→ INFORMATION SHOWN:
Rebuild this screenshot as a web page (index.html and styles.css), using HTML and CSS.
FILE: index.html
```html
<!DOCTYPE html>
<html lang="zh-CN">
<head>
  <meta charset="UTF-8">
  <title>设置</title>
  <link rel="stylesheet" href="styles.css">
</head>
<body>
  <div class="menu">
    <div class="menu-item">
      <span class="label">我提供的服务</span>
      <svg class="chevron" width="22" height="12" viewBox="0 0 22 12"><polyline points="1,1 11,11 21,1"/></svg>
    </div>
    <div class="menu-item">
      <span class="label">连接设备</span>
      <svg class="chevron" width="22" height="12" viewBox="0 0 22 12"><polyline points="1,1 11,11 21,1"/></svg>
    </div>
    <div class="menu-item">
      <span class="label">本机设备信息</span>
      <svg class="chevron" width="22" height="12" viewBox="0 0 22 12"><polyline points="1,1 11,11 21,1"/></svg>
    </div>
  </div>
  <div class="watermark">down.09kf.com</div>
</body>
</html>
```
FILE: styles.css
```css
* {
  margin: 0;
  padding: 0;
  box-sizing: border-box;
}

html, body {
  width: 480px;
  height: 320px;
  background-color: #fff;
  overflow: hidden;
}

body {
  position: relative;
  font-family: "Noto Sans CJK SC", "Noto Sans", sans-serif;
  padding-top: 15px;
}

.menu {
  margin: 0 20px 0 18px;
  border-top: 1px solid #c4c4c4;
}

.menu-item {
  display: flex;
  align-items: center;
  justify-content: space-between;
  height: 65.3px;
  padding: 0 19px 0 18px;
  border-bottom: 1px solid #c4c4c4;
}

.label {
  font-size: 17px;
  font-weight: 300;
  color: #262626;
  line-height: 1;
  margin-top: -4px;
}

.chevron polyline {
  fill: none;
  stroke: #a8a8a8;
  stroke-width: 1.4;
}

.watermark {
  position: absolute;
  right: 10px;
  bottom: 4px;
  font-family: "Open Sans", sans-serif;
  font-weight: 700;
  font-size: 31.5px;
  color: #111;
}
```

* * *

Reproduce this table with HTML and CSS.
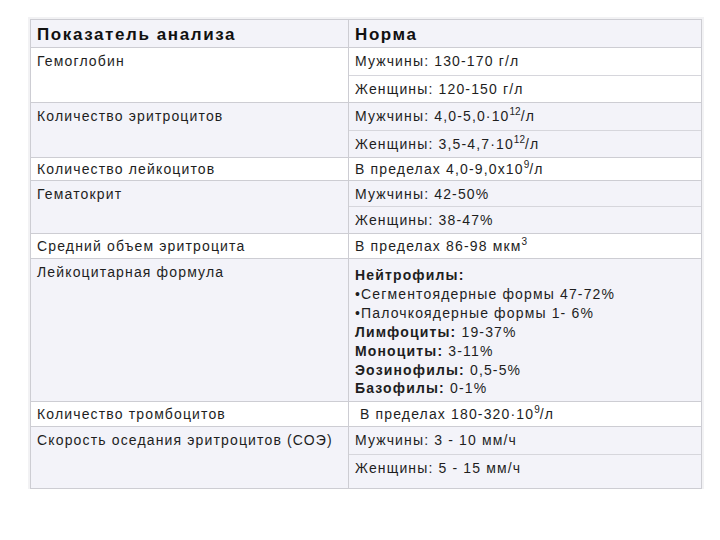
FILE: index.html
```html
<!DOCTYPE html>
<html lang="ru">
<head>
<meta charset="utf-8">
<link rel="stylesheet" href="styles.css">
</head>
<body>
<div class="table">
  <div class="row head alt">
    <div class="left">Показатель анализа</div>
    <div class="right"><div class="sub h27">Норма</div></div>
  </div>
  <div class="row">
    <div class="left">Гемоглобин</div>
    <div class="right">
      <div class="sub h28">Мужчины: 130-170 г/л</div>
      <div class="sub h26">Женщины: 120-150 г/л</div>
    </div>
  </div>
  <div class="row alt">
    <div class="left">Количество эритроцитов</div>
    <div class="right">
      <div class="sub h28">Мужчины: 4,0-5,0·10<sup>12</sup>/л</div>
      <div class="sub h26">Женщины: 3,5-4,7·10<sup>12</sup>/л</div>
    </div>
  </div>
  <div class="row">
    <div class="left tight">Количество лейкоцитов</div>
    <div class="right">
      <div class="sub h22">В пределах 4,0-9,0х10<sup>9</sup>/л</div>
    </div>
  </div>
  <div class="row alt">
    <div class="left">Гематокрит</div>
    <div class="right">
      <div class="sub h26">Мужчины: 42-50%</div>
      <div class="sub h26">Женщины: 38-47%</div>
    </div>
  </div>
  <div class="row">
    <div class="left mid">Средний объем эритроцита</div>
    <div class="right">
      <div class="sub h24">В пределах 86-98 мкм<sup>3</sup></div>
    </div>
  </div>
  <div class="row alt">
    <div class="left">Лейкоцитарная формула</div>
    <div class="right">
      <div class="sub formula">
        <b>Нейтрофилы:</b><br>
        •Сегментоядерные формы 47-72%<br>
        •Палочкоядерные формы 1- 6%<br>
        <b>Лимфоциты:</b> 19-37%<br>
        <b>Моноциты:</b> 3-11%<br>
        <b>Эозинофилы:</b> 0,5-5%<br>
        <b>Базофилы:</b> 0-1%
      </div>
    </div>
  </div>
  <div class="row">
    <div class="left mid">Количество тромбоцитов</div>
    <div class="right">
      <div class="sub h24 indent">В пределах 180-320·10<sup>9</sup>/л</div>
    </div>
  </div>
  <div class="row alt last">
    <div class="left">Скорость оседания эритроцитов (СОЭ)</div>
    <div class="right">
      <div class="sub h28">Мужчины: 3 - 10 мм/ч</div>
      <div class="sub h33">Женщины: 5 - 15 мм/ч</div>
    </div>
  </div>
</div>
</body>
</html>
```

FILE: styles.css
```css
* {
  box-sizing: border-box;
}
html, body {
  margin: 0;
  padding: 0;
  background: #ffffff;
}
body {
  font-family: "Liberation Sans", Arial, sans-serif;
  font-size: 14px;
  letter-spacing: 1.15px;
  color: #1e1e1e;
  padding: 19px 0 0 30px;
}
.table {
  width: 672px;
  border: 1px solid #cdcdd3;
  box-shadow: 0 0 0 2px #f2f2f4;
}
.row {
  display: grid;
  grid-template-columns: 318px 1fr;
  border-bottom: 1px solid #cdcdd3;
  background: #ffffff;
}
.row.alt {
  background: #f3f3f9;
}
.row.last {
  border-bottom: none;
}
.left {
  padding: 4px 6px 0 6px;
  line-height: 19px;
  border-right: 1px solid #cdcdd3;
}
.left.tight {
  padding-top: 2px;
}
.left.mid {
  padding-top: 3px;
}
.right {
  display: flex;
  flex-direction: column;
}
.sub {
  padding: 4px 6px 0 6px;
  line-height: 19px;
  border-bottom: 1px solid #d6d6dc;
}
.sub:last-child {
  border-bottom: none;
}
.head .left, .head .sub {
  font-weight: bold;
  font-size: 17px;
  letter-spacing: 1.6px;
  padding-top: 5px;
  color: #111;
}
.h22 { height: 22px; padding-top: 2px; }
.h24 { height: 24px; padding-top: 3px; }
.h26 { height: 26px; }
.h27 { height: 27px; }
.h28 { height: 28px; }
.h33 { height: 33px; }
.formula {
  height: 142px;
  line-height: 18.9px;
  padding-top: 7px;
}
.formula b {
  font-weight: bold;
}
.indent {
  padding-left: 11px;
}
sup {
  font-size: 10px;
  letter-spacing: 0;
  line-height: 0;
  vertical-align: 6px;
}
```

---

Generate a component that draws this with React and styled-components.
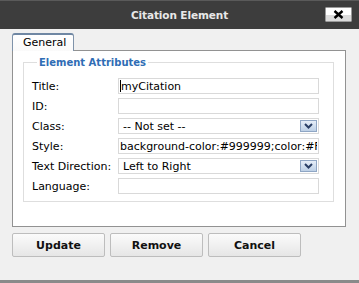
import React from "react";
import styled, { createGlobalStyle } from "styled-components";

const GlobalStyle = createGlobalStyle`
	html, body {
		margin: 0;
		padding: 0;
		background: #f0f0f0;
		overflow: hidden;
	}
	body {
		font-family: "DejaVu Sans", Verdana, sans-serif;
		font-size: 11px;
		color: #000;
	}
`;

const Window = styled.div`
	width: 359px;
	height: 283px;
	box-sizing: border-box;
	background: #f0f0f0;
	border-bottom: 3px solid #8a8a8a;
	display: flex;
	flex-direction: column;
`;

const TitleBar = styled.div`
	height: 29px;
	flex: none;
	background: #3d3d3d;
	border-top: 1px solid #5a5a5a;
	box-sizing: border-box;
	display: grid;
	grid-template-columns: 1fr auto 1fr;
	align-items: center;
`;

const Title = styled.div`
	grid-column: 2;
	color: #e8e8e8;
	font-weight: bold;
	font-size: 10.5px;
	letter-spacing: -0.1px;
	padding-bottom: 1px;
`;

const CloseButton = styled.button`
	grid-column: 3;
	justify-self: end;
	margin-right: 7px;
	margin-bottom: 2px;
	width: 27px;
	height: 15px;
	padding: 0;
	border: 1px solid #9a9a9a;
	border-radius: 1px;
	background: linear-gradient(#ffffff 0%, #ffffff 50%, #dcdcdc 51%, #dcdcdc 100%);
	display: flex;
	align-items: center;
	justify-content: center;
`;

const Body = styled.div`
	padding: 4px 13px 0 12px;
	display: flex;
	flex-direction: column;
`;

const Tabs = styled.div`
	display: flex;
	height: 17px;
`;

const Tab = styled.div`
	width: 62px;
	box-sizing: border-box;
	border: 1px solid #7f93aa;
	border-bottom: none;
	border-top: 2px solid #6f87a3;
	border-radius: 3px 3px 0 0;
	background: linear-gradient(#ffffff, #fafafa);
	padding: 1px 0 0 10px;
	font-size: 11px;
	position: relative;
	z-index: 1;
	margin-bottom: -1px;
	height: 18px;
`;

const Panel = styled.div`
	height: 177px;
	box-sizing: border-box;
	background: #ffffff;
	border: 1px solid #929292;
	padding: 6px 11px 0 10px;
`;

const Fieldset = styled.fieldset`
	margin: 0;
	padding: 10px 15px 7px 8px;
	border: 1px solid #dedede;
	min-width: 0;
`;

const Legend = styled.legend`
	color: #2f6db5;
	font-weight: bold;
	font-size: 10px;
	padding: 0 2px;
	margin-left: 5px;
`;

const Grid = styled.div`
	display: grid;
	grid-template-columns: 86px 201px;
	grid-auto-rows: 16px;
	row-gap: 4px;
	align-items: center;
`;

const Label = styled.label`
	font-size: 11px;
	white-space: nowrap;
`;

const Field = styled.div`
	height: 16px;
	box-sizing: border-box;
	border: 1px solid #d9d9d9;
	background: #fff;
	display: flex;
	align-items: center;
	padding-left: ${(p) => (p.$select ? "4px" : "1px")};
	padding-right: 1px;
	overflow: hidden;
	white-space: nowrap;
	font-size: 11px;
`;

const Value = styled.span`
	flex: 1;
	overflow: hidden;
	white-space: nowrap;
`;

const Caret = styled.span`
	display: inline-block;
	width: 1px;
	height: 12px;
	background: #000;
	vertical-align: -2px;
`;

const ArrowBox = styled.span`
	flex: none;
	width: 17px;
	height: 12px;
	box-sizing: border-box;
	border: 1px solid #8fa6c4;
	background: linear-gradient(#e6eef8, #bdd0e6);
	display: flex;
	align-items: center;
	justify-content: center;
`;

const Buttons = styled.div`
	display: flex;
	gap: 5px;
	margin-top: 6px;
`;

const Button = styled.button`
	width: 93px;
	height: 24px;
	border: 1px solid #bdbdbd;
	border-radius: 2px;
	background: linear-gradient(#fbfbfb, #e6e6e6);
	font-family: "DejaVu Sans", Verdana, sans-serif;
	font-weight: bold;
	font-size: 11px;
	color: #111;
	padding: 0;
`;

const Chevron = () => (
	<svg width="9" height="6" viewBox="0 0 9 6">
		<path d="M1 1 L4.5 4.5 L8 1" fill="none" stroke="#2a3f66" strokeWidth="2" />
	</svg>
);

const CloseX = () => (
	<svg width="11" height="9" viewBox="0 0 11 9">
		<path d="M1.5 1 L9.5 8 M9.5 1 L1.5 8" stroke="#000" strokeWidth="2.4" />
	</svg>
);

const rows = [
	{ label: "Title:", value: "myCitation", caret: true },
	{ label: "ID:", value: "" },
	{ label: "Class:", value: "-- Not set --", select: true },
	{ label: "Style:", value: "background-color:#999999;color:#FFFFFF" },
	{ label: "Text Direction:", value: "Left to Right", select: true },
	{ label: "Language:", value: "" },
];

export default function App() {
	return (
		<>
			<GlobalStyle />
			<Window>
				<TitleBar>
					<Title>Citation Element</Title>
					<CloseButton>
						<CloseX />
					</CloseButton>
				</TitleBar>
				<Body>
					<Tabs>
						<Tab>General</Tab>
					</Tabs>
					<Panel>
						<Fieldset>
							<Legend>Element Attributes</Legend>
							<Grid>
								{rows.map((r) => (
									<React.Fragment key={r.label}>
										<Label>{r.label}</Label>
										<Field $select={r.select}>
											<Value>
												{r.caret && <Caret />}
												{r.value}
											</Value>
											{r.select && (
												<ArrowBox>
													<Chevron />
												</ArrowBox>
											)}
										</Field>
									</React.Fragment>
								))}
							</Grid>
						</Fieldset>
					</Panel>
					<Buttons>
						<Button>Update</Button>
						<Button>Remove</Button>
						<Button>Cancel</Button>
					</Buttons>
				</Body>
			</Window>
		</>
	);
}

→ PROBLEM DESCRIPTION: Extract every line from the records above that contains the word "React".

→ FINAL RESULT:
Generate a component that draws this with React and styled-components.
import React from "react";
									<React.Fragment key={r.label}>
									</React.Fragment>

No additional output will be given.